Tous les marchands rencontrés s’accordent à dire que Paris est le principal centre international du négoce de livres anciens, suivi de Londres. Des foires du livre de qualité sont organisées chaque année dans ces deux villes ainsi qu’à New York, Tokyo et dans de nombreux autres endroits, principalement dans l’hémisphère occidental.

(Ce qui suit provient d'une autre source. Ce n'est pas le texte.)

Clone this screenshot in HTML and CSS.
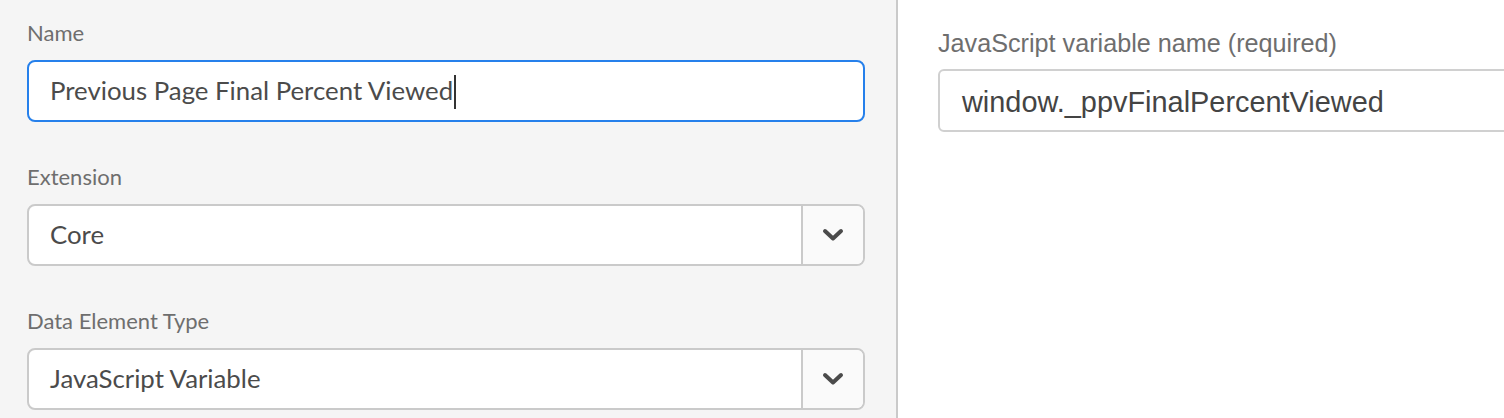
FILE: index.html
```html
<!DOCTYPE html>
<html lang="en">
<head>
<meta charset="utf-8">
<title>Data Element</title>
<link rel="stylesheet" href="styles.css">
</head>
<body>
<div class="page">
  <section class="left">
    <div class="field">
      <div class="label">Name</div>
      <div class="textfield focused"><span class="value">Previous Page Final Percent Viewed</span><span class="caret"></span></div>
    </div>
    <div class="field">
      <div class="label">Extension</div>
      <div class="picker">
        <div class="picker-value">Core</div>
        <div class="picker-btn">
          <svg width="22" height="14" viewBox="0 0 22 14"><path d="M3 3 L11 10.5 L19 3" fill="none" stroke="#4b4b4b" stroke-width="4" stroke-linecap="round" stroke-linejoin="round"/></svg>
        </div>
      </div>
    </div>
    <div class="field">
      <div class="label">Data Element Type</div>
      <div class="picker">
        <div class="picker-value">JavaScript Variable</div>
        <div class="picker-btn">
          <svg width="22" height="14" viewBox="0 0 22 14"><path d="M3 3 L11 10.5 L19 3" fill="none" stroke="#4b4b4b" stroke-width="4" stroke-linecap="round" stroke-linejoin="round"/></svg>
        </div>
      </div>
    </div>
  </section>
  <section class="right">
    <div class="r-label">JavaScript variable name (required)</div>
    <div class="r-input">window._ppvFinalPercentViewed</div>
  </section>
</div>
</body>
</html>
```
FILE: styles.css
```css
html, body {
  margin: 0;
  padding: 0;
  background: #ffffff;
}
.page {
  display: flex;
  height: 418px;
  overflow: hidden;
}
.left {
  width: 838px;
  flex: none;
  background: #f5f5f5;
  border-right: 2px solid #cacaca;
  padding: 18px 31px 0 27px;
  font-family: Lato, "Open Sans", sans-serif;
}
.field {
  margin-bottom: 40px;
}
.label {
  font-size: 22px;
  line-height: 30px;
  color: #6e6e6e;
  margin-bottom: 12px;
}
.textfield {
  box-sizing: border-box;
  height: 62px;
  background: #ffffff;
  border: 2px solid #cacaca;
  border-radius: 8px;
  display: flex;
  align-items: center;
  padding: 0 0 2px 21px;
  font-size: 25.8px;
  color: #4b4b4b;
}
.textfield.focused {
  border-color: #2680eb;
}
.caret {
  display: inline-block;
  width: 2px;
  height: 34px;
  background: #333333;
  margin-left: 1px;
  margin-top: 4px;
}
.picker {
  box-sizing: border-box;
  height: 62px;
  display: flex;
  border: 2px solid #cacaca;
  border-radius: 8px;
  overflow: hidden;
  background: #ffffff;
}
.picker-value {
  flex: 1;
  display: flex;
  align-items: center;
  padding: 0 0 2px 21px;
  font-size: 25.8px;
  color: #4b4b4b;
}
.picker-btn {
  width: 60px;
  flex: none;
  background: #fafafa;
  border-left: 2px solid #cacaca;
  display: flex;
  align-items: center;
  justify-content: center;
}
.right {
  flex: 1;
  padding: 29px 0 0 40px;
  font-family: "Liberation Sans", Arial, sans-serif;
  overflow: hidden;
}
.r-label {
  font-size: 25.2px;
  line-height: 29px;
  color: #6e6e6e;
  margin-bottom: 11px;
}
.r-input {
  box-sizing: border-box;
  width: 700px;
  height: 63px;
  border: 2px solid #d0d0d0;
  border-radius: 6px;
  display: flex;
  align-items: center;
  padding: 4px 0 0 22px;
  font-size: 28.9px;
  color: #444444;
}
```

Ces foires représentent toujours une opportunité, mais aussi un risque. Il faut avoir une idée précise du type de personnes qui les fréquentent et choisir les livres à proposer en conséquence. Nos interlocuteurs participent à de nombreuses foires, mais ne sont pas enthousiastes. À Zurich, une foire a lieu chaque année en novembre, mais Peter Bichsel et Markus Benz considèrent qu’il s’agit d’une rencontre sociale pour les passionnés plutôt que d’un événement commercial.

Passion contre business

Les antiquaires du livre naviguent sur un marché régi par un code d’honneur, mais la passion du livre doit être contrebalancée par l’instinct commercial. Sinon, on ne fait pas long feu dans ce secteur.

Le talent commercial d’Alexandre Illi est loué par ses collègues – il est le seul avec qui Timur Yüksel fait des affaires de temps en temps –, mais il place sa passion pour les livres au-dessus de tout. «J’ai commencé à travailler avec mon père en 1989 et je n’ai jamais fait autre chose pour gagner ma vie. C’est ma passion, car il faut être passionné, sinon ça ne marche pas», dit-il.

Timur Yüksel, en revanche, semble le plus détaché et il est catégorique quand il affirme qu’il n’existe pas de livre qu’il ne vendrait jamais. «Bien sûr, si c’est un livre auquel je tiens beaucoup, j’y mets un prix terrifiant».